((
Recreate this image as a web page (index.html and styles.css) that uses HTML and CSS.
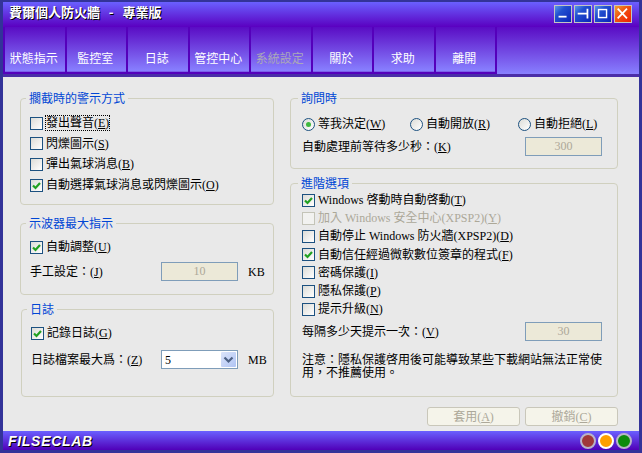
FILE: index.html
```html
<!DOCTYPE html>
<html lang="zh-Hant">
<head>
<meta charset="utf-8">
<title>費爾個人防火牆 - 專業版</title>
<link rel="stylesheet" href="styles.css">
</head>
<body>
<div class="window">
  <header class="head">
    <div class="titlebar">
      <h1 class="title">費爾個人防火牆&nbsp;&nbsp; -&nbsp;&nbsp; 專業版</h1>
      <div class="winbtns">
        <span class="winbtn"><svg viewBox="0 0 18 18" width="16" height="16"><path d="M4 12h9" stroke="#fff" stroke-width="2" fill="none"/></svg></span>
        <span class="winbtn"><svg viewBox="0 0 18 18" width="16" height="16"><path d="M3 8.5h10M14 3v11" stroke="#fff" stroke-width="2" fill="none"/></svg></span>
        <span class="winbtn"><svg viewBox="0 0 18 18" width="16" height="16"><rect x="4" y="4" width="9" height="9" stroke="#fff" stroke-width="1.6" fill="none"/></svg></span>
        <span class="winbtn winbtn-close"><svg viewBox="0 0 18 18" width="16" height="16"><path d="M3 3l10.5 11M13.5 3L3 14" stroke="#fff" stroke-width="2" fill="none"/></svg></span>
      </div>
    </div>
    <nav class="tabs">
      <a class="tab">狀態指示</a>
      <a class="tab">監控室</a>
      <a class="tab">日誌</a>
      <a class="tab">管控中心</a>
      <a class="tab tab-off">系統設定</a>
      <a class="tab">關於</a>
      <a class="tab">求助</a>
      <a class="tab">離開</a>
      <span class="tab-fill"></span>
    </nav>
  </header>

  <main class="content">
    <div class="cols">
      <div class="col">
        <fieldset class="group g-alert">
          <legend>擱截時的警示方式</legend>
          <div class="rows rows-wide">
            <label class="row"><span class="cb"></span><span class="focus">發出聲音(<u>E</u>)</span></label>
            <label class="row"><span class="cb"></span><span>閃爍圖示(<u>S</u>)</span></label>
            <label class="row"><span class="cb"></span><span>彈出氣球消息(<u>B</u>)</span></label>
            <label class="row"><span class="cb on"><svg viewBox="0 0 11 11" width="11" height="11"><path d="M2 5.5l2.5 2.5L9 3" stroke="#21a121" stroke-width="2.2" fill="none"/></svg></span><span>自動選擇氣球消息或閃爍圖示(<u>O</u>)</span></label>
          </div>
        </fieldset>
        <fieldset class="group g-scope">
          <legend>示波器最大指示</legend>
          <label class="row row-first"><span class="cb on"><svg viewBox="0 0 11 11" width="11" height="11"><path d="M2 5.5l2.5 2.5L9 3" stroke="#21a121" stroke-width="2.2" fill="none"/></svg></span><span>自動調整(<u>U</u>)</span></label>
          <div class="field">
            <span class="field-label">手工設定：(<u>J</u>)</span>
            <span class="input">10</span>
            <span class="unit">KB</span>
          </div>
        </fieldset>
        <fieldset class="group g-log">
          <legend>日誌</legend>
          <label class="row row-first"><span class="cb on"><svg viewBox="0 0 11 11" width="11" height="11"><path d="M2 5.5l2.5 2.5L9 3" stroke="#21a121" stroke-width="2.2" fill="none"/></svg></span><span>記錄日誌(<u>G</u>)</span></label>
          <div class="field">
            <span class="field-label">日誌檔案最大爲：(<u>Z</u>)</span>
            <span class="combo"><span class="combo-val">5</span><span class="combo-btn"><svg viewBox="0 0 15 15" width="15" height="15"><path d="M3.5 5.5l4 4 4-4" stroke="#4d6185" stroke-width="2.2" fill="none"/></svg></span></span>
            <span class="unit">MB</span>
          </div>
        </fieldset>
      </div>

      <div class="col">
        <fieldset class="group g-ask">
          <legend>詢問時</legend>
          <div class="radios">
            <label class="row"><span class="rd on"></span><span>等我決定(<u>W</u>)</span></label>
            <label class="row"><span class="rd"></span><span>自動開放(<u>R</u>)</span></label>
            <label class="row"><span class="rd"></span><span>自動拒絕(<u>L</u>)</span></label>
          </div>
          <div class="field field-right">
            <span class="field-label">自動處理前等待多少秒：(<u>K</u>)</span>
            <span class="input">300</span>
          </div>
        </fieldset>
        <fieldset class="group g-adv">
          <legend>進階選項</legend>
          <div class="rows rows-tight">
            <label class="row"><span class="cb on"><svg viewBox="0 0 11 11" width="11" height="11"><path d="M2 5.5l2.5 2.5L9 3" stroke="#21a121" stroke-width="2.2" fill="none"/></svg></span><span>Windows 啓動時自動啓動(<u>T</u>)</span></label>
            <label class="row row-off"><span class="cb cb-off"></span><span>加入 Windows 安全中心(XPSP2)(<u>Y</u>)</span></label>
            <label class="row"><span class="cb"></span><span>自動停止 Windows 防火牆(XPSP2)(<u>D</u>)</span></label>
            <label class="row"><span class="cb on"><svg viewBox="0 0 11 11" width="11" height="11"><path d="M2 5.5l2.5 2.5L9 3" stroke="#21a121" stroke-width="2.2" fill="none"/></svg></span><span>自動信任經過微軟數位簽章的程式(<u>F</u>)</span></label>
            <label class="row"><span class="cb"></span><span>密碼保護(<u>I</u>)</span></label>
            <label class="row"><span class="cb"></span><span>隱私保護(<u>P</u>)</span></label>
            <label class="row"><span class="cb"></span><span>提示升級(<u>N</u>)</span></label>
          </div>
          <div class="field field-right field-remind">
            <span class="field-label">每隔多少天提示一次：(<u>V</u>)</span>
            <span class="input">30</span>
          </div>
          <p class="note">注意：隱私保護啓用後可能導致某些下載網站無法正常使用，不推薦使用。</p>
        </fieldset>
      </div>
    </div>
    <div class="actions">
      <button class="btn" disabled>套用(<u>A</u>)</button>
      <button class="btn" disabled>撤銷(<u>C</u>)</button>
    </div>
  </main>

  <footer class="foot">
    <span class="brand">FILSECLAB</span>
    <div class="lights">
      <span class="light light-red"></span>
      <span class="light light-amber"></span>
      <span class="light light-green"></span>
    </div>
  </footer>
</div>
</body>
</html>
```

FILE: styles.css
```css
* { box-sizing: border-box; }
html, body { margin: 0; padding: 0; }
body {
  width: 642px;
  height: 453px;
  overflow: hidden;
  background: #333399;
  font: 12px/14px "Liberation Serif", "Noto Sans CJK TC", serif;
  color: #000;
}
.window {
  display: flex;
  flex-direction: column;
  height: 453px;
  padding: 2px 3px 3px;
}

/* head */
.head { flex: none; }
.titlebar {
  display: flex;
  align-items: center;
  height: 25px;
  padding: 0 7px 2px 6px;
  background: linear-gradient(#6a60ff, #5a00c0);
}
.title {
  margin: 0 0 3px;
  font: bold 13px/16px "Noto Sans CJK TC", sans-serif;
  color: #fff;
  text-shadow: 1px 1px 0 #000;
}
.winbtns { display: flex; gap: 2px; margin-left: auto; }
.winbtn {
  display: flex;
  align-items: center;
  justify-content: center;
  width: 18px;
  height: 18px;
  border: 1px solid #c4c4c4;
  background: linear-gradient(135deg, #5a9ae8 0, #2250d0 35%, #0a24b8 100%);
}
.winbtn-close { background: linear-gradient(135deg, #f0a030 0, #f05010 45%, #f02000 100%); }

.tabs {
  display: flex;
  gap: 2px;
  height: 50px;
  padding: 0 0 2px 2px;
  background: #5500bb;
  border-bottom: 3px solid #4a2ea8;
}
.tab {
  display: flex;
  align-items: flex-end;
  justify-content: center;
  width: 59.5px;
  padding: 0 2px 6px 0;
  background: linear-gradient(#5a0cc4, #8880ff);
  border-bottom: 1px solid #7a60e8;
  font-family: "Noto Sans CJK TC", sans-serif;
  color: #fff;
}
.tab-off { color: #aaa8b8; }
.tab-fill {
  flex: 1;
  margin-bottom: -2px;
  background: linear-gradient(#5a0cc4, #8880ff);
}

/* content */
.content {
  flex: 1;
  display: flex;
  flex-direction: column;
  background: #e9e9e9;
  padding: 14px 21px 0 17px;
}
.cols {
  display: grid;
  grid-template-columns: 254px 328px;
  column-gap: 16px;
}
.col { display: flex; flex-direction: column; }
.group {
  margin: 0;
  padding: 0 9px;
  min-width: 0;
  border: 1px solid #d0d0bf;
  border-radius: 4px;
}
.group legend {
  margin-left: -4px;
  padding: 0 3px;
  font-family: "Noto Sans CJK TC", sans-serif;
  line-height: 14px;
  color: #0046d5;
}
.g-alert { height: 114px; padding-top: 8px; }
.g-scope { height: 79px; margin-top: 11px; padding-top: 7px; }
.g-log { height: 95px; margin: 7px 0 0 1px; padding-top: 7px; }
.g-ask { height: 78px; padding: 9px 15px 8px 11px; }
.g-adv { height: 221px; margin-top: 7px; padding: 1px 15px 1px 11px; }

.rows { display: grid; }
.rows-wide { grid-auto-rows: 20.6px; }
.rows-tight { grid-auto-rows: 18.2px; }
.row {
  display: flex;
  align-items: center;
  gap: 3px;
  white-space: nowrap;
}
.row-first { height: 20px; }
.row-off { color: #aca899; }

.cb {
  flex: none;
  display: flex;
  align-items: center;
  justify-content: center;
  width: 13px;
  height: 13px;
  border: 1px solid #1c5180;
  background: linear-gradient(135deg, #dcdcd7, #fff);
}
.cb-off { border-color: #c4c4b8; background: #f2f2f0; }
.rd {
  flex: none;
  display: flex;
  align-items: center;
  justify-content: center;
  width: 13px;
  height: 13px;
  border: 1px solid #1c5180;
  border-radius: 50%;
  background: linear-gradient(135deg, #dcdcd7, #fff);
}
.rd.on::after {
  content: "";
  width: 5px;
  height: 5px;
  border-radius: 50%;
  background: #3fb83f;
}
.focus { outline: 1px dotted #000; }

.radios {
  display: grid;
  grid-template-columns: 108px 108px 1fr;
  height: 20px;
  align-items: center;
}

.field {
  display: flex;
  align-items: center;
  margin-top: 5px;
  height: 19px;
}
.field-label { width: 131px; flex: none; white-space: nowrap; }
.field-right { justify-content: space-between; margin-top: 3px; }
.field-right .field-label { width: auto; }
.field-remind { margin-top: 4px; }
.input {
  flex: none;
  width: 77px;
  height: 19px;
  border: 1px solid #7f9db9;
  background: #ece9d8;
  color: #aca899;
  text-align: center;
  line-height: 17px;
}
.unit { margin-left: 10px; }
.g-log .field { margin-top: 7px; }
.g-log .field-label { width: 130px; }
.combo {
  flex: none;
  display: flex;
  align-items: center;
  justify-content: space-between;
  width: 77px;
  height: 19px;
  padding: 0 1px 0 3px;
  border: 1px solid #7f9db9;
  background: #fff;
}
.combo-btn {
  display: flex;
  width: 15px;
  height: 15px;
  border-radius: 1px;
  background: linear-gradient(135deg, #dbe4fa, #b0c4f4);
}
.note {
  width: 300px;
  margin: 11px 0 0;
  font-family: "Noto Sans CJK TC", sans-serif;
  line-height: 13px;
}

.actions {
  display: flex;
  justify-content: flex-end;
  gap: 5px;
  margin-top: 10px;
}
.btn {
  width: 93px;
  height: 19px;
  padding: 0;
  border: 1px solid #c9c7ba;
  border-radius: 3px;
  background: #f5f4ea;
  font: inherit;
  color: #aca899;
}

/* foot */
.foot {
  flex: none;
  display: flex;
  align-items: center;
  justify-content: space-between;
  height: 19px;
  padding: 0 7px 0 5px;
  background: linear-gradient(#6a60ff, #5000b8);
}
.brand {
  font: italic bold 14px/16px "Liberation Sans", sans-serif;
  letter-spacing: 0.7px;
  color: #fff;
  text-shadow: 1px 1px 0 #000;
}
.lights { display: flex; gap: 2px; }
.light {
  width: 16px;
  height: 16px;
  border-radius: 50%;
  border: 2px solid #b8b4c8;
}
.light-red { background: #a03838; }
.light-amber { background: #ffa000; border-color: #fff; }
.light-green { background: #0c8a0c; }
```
))
→ GIVEN TASK: Filter for "index". Return all lines that hold it.

→ ANSWER TO THIS EXERCISE:
Recreate this image as a web page (index.html and styles.css) that uses HTML and CSS.
FILE: index.html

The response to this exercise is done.